Yes, I think that in general the new model builder is going to be a big hit for everyone because it’s just going to simplify things a lot more and it will make validation easier for clients to do, and it also is going to make my life easier, as I also do validation of our models. So, yes, is the answer to that.
“Has anyone used the instrument for fat and moisture analysis of olives?”
Actually, that is what I am working on currently. I have been developing, well, I’m currently working on developing a tool for fat and moisture analysis in olives, as well as for things like olive oils and olive pumice and wine, but for the olive oil, to determine things like, and olive pumice, for polyphenols, as well. But the fat and moisture tool, yes, is in development and hopefully a prototype will be ready to go before the next harvest season.
“Regarding the question about 105 degrees Fahrenheit, I was referring to the tolerance and accuracy of the hardware components.”
Okay, so our instruments are designed to withstand up to 50 C, so you should be okay, I think, at 105. I wouldn’t recommend leaving it out just to sit and soak in the sun for 12 hours a day, but if you’re going to be actually utilizing it and walking around, then it should be okay.
“Does it work in dark conditions?”
The answer is yes for that.
“In big fruit with thick peel, like watermelon, do you think we can get accurate BRIX data?”
I have actually talked to multiple customers that are wanting to do stuff with watermelon. You will be hard pressed to find a lamp that’s powerful enough to penetrate the rind of a watermelon. The way to get around this is to, as that picture showed earlier in the presentation, is to peel away the rind until you can just barely expose the flesh, and then take a scan from that site, and then once you take your reference values from that scan site, then you should be able to get a pretty accurate model built for BRIX in watermelon.
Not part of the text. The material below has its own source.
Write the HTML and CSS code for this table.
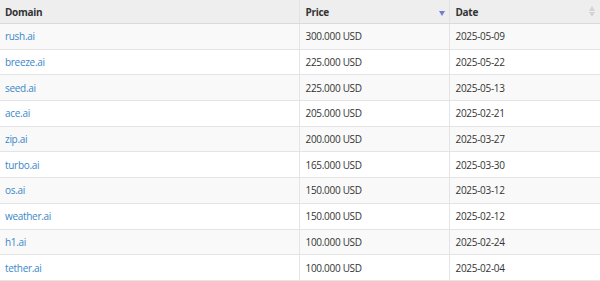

Unfortunately, it’s destructive, slightly, but it will be still an accurate and faster way than the traditional BRIX measurement.
“How much of a problem is it when the surface of the product is wet, e.g. recently washed fruit and vegetables, or cut watermelons, or cut tomatoes?”
Wetness, actually moisture will influence the results and I would recommend, because it’s going to cause some reflectance and the interactance is going to change with the skin. The same kind of goes with dirt, so you want to make sure that your fruit isn’t completely covered in dirt, but water also is the same. I would say that you want to make sure your commodity is dried as much as possible, but if when you created the model, you created with model with scans that were on wet vegetables, then you should be fine to scan wet vegetables, it’s just that if your model was built with dried produce, then when you go to scan wet produce, that moisture on the outside is going to interact with the light from the lamp and it going to cause some issues with the prediction that comes out. Hopefully that helps answer your question.